Философское кредо Толстого наиболее полно сформулировано во “Втором эпилоге” к “Войне и миру”. В нем Толстой выступает открытым последователем и пропагандистом идей Канта и Шопенгауэра. Но для Берлина эта ясно выраженная позиция Толстого почему-то оказывается неприемлемой. И почему-то ему важно не только обойти молчанием богоискательство Толстого, но также доказать, что всю жизнь великий писатель был предан чистому эмпиризму.
“Дух эмпирического исследования… воодушевлял мыслителей 18-го столетия, противившихся теологии и метафизике. Толстовский реализм, толстовская неспособность уверовать в призраков сделала его их естественным преемником прежде, чем он успел ознакомиться с их доктринами… Свойственный эпохе историцизм, несомненно, влиял на молодого Толстого, как и на всякого думающего человека, но метафизическая начинка вызывала в нем инстинктивное отторжение, и в одном из своих писем он назвал труды Гегеля неудобопонимаемой чушью, обильно сдобренной общими местами”2.
Гегеля Толстой, действительно, не жаловал. Но метафизиком Шопенгауэром восхищался так, что засел вместе с Фетом переводить его труды на русский. Метафизика для него — единственный путь, которым человеческий ум может приблизиться к пониманию тайн истории.
“Как неопределимая сущность силы (в терминологии Шопенгауэра — воли. — И. Е.), двигающей небесные тела, неопределимая сущность силы тепла, электричества, или силы химического сродства, или жизненной силы составляют содержание астрономии, физики, химии, ботаники, зоологии и так далее, точно так же сущность силы свободы (человеческой воли. — И. Е.) составляет содержание истории. Но точно так же, как предмет всякой науки есть проявление этой неизвестной сущности жизни, сама же эта сущность может быть только предметом метафизики, — точно так же проявление силы свободы людей в пространстве, времени и зависимости от причин составляет предмет истории; сама же свобода есть предмет метафизики”.
Но ни упоминаний “Второго эпилога”, ни цитат из него нет в книге Берлина. Зато уже где-то в середине своего труда он делает неожиданный поворот: начинает сопоставлять Толстого с консервативным католическим мыслителем Жозефом де Местром (1753 — 1821). Де Местр в своих трудах выступал за абсолютную власть короля и папы, осуждал прогресс науки и либерализма, оправдывал испанскую инквизицию. “Содержание и тон его писаний, — замечает Берлин в том же эссе о Толстом, — гораздо ближе к Ницше, д’Аннунцио и проповедникам современного фашизма, чем к идейным роялистам его времени”.

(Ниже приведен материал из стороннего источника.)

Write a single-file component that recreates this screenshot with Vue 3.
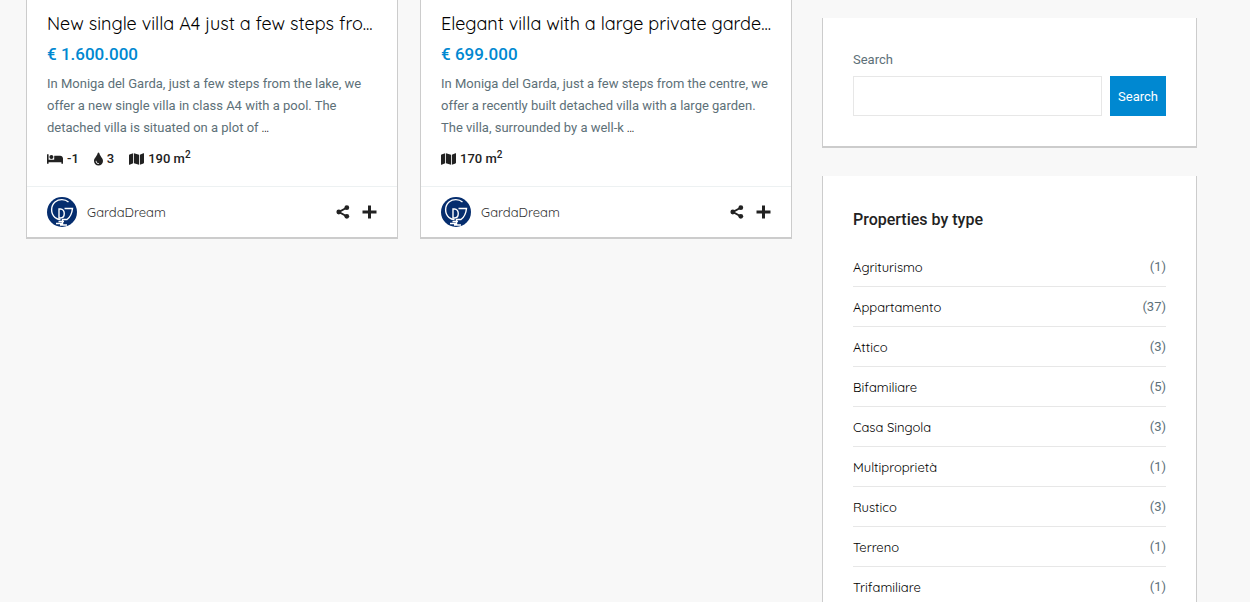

На протяжении трети своего исследования Берлин описывает параллели, якобы обнаруженные им в идеях Толстого и де Местра. В искусстве полемики такой прием называется killing by association — убийство путем сопоставления. Если заглянуть в указатель имен в конце книги “Еж и лис”, мы увидим, что де Местр упомянут 27 раз, а бесконечно почитаемый Толстым Кант — ни разу. Само собой разумеется, что нет и упоминаний об Иисусе Христе.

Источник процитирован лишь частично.